My astonishment was great when the old Swiss, whom I remembered ten years before, opened the door, and I perceived this once beautiful gothic edifice was a heap of ruins. My guide entered into my sentiments of horror and disgust, and certainly did not spare the authors of this devastation. The tombs and mausoleums of the Kings and Queens of France, of Guesclin, of Turenne, and of the most illustrious warriors and great men, were deposited in various compartments of the Cathedral, and formed a striking and splendid decoration. But these, together with the oriflamme of Clovis, the sceptre and sword of Charlemagne, the portrait and sword of the Maid of Orleans, the bronze chair of Dagobert, the reliques and shrines, royal robes and crowns, ancient manuscripts and an immense number of curiosities, sacred and profane—now all vanished; some destroyed: others, by the industry of Monsieur Le Noir, removed to the museum of French monuments in Paris. The Cathedral is unroofed, and it is fraught with peril to traverse any part of it, for stones are continually falling. Our Swiss described with minute precision where every tomb stood, from Pepin to Louis XV. A small room formerly used as a sacristy our pious guardian had converted into an ossory. And here lay in one indistinguished heap the bones of kings, princes and heroes, who for ages had slept undisturbed in the mansions of death. I inquired into the cause of all this ruthless destruction, and was told that the Revolutionary Committee of S. Denys, composed of twelve citizens, six of whom were labouring men, decreed that this ancient and noble ornament of their town should be pulled to pieces for the sake of the lead and iron it contained. Their determination was carried into effect, on the plea that arts and science were of no utility to mankind, and that respect for the habitations of the dead was a mark of puerile superstition. At that time Lavoisier was executed, being told at his trial that the French Republic stood in no need of chemists. After we had quitted the Cathedral we visited the chapel of Mesdames de France. When we entered Divine service was being celebrated therein. The chapel has been stripped of all its ornaments, and was scarcely worth the trouble of a walk to visit it.
S. Denys is not distant more than four miles from Paris.
The approach to the capital is through a wide and magnificent paved road, bordered with double rows of trees, on either side of which are extensive and well-cultivated fields of corn and other grain; but none of those neat and diversified habitations are seen which in our country denote the fruits of commercial industry and mercantile opulence. For that order of men, whom we in England denominate country squires or persons living on their own small estates, the Republic has done nothing; in truth, there are no such persons in France, neither are there any country houses erected with a view to their being inhabited by such a description of beings, much less by merchants and tradesmen. In the “great nation” nothing is so conspicuous as disparity or in other words inequality. Magnificence and filth, opulence and beggary are beside each other. There is no medium in France; in fact, the great middle class which in our country intervenes between rich and poor and forms the solid Doric pillar of society, is unknown in any European country but Great Britain. This class is the most substantial boon for the consolidation of an enlightened form of government; it is the nursery of statesmen, freedom, and equal laws; to the want of it France may ascribe the origin of the greater part of her misfortunes, to the possession of it England is indebted for her independence, her regulated power, and her system of jurisprudence.

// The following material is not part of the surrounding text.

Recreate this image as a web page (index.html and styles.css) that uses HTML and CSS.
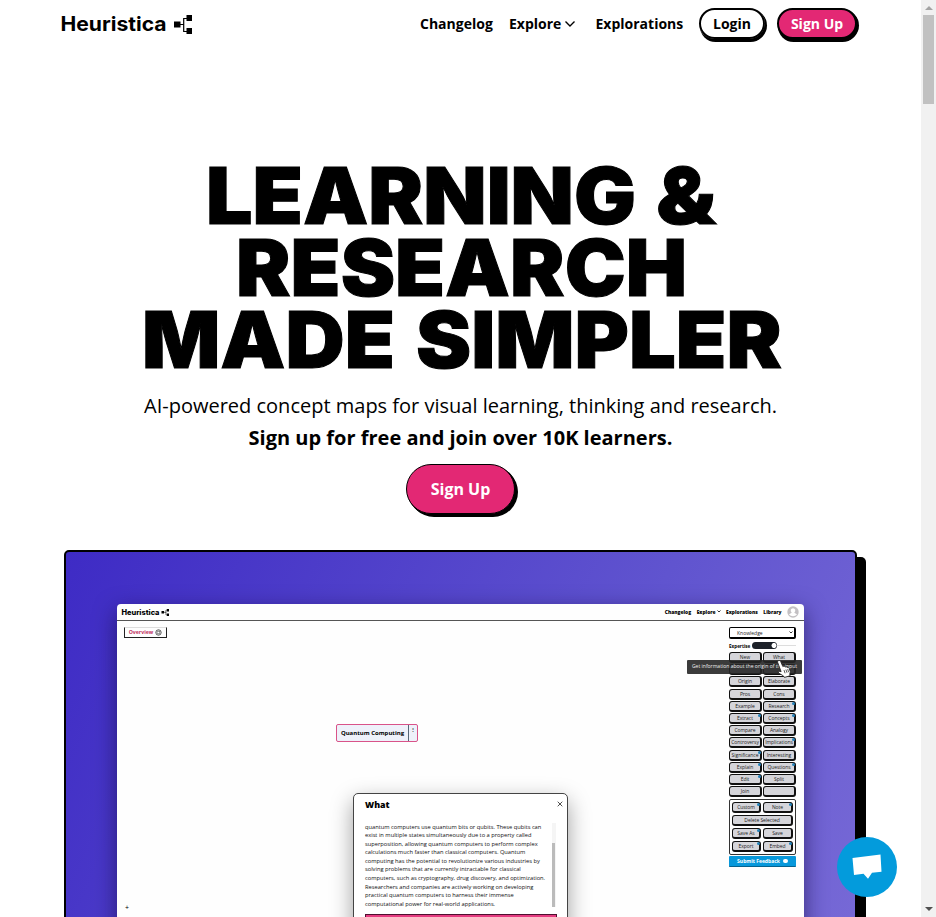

Rational liberty can never flourish where there are no classes but high and low. Laws can never be executed, except by the point of the bayonet, in any State where a numerous body of men do not exist who are sufficiently independent to prevent the oppressions of the great from trampling the poor under foot and sufficiently strong to repress the reaction of the poor on the property and security of the great.
Every thinking Englishman must feel the dissolution of this middling order of men would transform the State into an absolute military power, or, what is worse, a tyrannical and licentious democracy. This argument finds an apt illustration in a great commercial city which is under aristocratic government. Hamburg, by the encouragement afforded to that body, is one of the best regulated cities of Europe. Multitudes of country seats belonging to traders are scattered plentifully on the banks of the Elbe; and even Denmark, although a purely absolute monarchy, owes much of its happiness and strength to the importance attached to this order of men—an order which in France has never so far existed. Hence during the old monarchy despotism wantoned in power, or was mildly exercised according to the views and inclinations of the rulers, while during every stage of the Republic the leaders of the people, drunk with authority, wallowed in the blood of their fellow citizens. At this very moment an absolute military despot is governing the country, and the people are, as before, mere slaves, insecure of property or personal security.
The entrance to Paris from S. Denys is not calculated to give a foreigner a favourable idea of the capital. The city has every appearance of filth and poverty, and the Triumphal Arch or Porte S. Denys, under which we passed, has such a sombre cast as to give the traveller the impression that he is going into the courtyard of a prison. I ordered the postillion to drive to the hotel in the Rue Coquenon, where I resided in 1792 and 1793, and where I had left all my books.
When we arrived there I saw written in large letters over the porte-cochère “Maison de Commission.” I alighted and inquired what had become of the former proprietor. I was told that he had been guillotined. We then drove to the Hôtel Morigny, where I afterwards learnt a celebrated Corsican, when times went hard with him, lodged in a small apartment at seven shillings per week. There were, however, no rooms vacant, we therefore took up our lodgings at the Coq Heron—an hotel lately established and kept by an Englishman named Guillandeau, the greatest blackguard in Christendom.
We afterwards removed to private apartments in the Rue Mirabeau, ci-devant Chaussée d’Antin.